However, the jury is still out as to whether or not he improved the overall
standing of hip hop, in my mind at least. Now, in the year 2003, I will make
the bold statement. The Listener has given hip hop a new face, and it is
once again beautiful. The CD opens with a somewhat tribal chant which leads
into a deepspace5 collaborative effort FYI .
You immediately identify the Listener as the guy from deepspace5, though
chances are, you already knew that. What makes this album so good, so
special, so revolutionary if you will, is the command that the Listener has
on each track. The music is diverse although, despite each track standing
alone with a completely different sound and feel, they all mesh together
very well too. The Listener's delivery is ridiculous. It may take you four
or five listens before you realize, hey, those lines don't rhyme or hey,
that doesn't fit the beat like last time. The thing is, it doesn't have to,
and it's as if no one ever told you before. I mean, you have to hear a
Coltrane improv to know that a saxophone solo doesn't have to fit the
pattern of the rest of the song or of any song you've ever heard before.

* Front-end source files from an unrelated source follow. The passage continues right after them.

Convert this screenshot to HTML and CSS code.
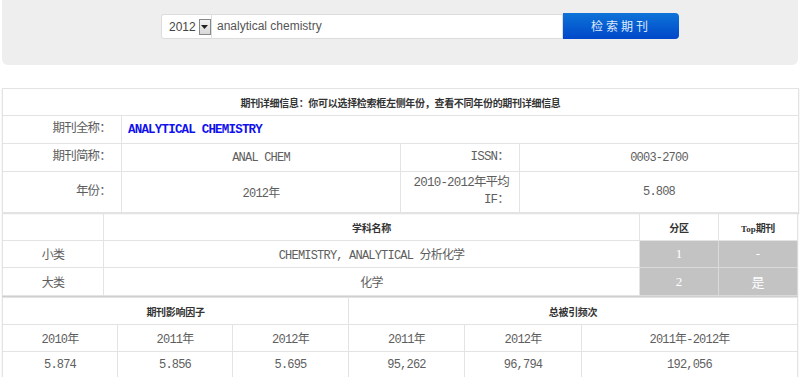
FILE: index.html
```html
<!DOCTYPE html>
<html>
<head>
<meta charset="utf-8">
<link rel="stylesheet" href="styles.css">
</head>
<body>
<div class="page">
  <div class="search-band">
    <div class="search">
      <div class="year-select">
        <span class="year">2012</span>
        <span class="drop"><svg width="7" height="4" viewBox="0 0 7 4"><path d="M0 0h7L3.5 4z" fill="#222"/></svg></span>
      </div>
      <div class="query">analytical chemistry</div>
      <div class="btn">检索期刊</div>
    </div>
  </div>

  <table class="tbl t1">
    <colgroup><col class="c15"><col class="c35"><col class="c15"><col class="c35"></colgroup>
    <tr class="head"><th colspan="4">期刊详细信息：你可以选择检索框左侧年份，查看不同年份的期刊详细信息</th></tr>
    <tr class="r28"><td class="lbl">期刊全称：</td><td colspan="3" class="name">ANALYTICAL CHEMISTRY</td></tr>
    <tr class="r28"><td class="lbl">期刊简称：</td><td class="val">ANAL CHEM</td><td class="lbl">ISSN：</td><td class="val">0003-2700</td></tr>
    <tr class="r41"><td class="lbl">年份：</td><td class="val">2012年</td><td class="lbl">2010-2012年平均<br>IF：</td><td class="val">5.808</td></tr>
  </table>

  <table class="tbl t2">
    <colgroup><col class="w101"><col><col class="w79"><col class="w79"></colgroup>
    <tr class="head"><th></th><th>学科名称</th><th>分区</th><th><span class="top">Top</span>期刊</th></tr>
    <tr class="r27"><td class="val">小类</td><td class="val">CHEMISTRY, ANALYTICAL 分析化学</td><td class="gray">1</td><td class="gray">-</td></tr>
    <tr class="r28"><td class="val">大类</td><td class="val">化学</td><td class="gray">2</td><td class="gray">是</td></tr>
  </table>

  <table class="tbl t3">
    <colgroup><col class="w115"><col class="w115"><col class="w116"><col class="w116"><col class="w117"><col></colgroup>
    <tr class="head"><th colspan="3">期刊影响因子</th><th colspan="3">总被引频次</th></tr>
    <tr class="r27"><td class="val">2010年</td><td class="val">2011年</td><td class="val">2012年</td><td class="val">2011年</td><td class="val">2012年</td><td class="val">2011年-2012年</td></tr>
    <tr class="r27"><td class="val">5.874</td><td class="val">5.856</td><td class="val">5.695</td><td class="val">95,262</td><td class="val">96,794</td><td class="val">192,056</td></tr>
  </table>
</div>
</body>
</html>
```

FILE: styles.css
```css
html, body {
  margin: 0;
  padding: 0;
  background: #fff;
}
.page {
  padding: 0 2px;
  font-family: "Liberation Mono", "Noto Sans CJK SC", monospace;
  color: #5e5e5e;
}
.search-band {
  height: 65px;
  background: #eeeeee;
  border-radius: 0 0 6px 6px;
  box-sizing: border-box;
  padding: 13px 0 0 159px;
}
.search {
  display: flex;
  align-items: stretch;
  height: 26px;
}
.year-select {
  width: 51px;
  box-sizing: border-box;
  background: #fff;
  border: 1px solid #dcdcdc;
  border-radius: 3px 0 0 3px;
  display: flex;
  align-items: center;
  padding-left: 7px;
  gap: 3px;
  margin-top: 1px;
  height: 25px;
}
.year {
  font-family: "Liberation Sans", Arial, sans-serif;
  font-size: 12px;
  color: #444;
}
.drop {
  width: 12px;
  height: 16px;
  border: 1px solid #888;
  background: linear-gradient(#f4f4f4, #d8d8d8);
  display: flex;
  align-items: center;
  justify-content: center;
  box-sizing: border-box;
}
.query {
  width: 351px;
  box-sizing: border-box;
  background: #fff;
  border: 1px solid #dcdcdc;
  border-left: none;
  margin-top: 1px;
  height: 25px;
  padding-left: 5px;
  font-family: "Liberation Sans", Arial, sans-serif;
  font-size: 12px;
  color: #555;
  line-height: 23px;
}
.btn {
  width: 116px;
  box-sizing: border-box;
  background: linear-gradient(#0d74d8, #0047c9);
  border-radius: 0 4px 4px 0;
  color: #dfe9fb;
  font-family: "Noto Sans CJK SC", sans-serif;
  font-size: 12px;
  letter-spacing: 3px;
  text-align: center;
  line-height: 26px;
}

.tbl {
  width: 796px;
  border-collapse: collapse;
  table-layout: fixed;
  border: 1px solid #dedede;
  box-shadow: 0 1px 1px #cfcfcf;
}
.t1 { margin-top: 23px; }
.t3 { margin-top: 1px; }
.tbl td, .tbl th {
  border: 1px solid #e3e3e3;
  padding: 0;
  font-size: 12px;
  letter-spacing: -0.8px;
}
.c15 { width: 119px; }
.c35 { width: 279px; }
.w101 { width: 101px; }
.w79 { width: 79px; }
.w115 { width: 115px; }
.w116 { width: 116px; }
.w117 { width: 117px; }

.head th {
  height: 26px;
  font-family: "Noto Sans CJK SC", sans-serif;
  font-size: 10px;
  letter-spacing: -0.3px;
  font-weight: bold;
  color: #333;
  text-align: center;
}
.top {
  font-family: "Liberation Serif", serif;
  font-size: 9px;
  letter-spacing: 0;
}
.r27 td { height: 26px; }
.r28 td { height: 27px; }
.r41 td { height: 40px; }
.lbl {
  text-align: right;
  padding-right: 10px !important;
  font-size: 12.5px !important;
  line-height: 17px;
}
.val {
  text-align: center;
}
.name {
  color: #1010ee;
  font-weight: bold;
  font-size: 12.5px !important;
  padding-left: 6px !important;
}
.gray {
  background: #c3c3c3;
  color: #fff;
  text-align: center;
  border-color: #dadada !important;
  font-family: "Liberation Serif", "Noto Sans CJK SC", serif;
  font-size: 13px !important;
  letter-spacing: 0 !important;
}
```
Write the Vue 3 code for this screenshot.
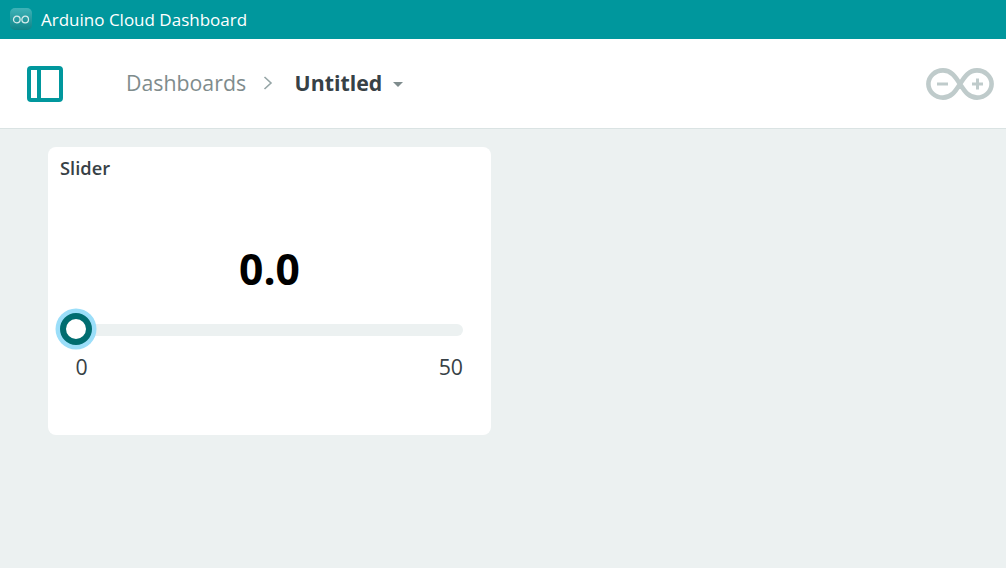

It's the freedom of expression, poetic license, it's creativity and we just
aren't used to it. And that's what makes it so cool. When the Listener raps
he's not confined to the pattern of the norm, unlike most rappers he
controls the beat instead of vice versa. Topically, Whispermoon covers many
subjects, from purpose to suicide, but I think overall the theme is honesty.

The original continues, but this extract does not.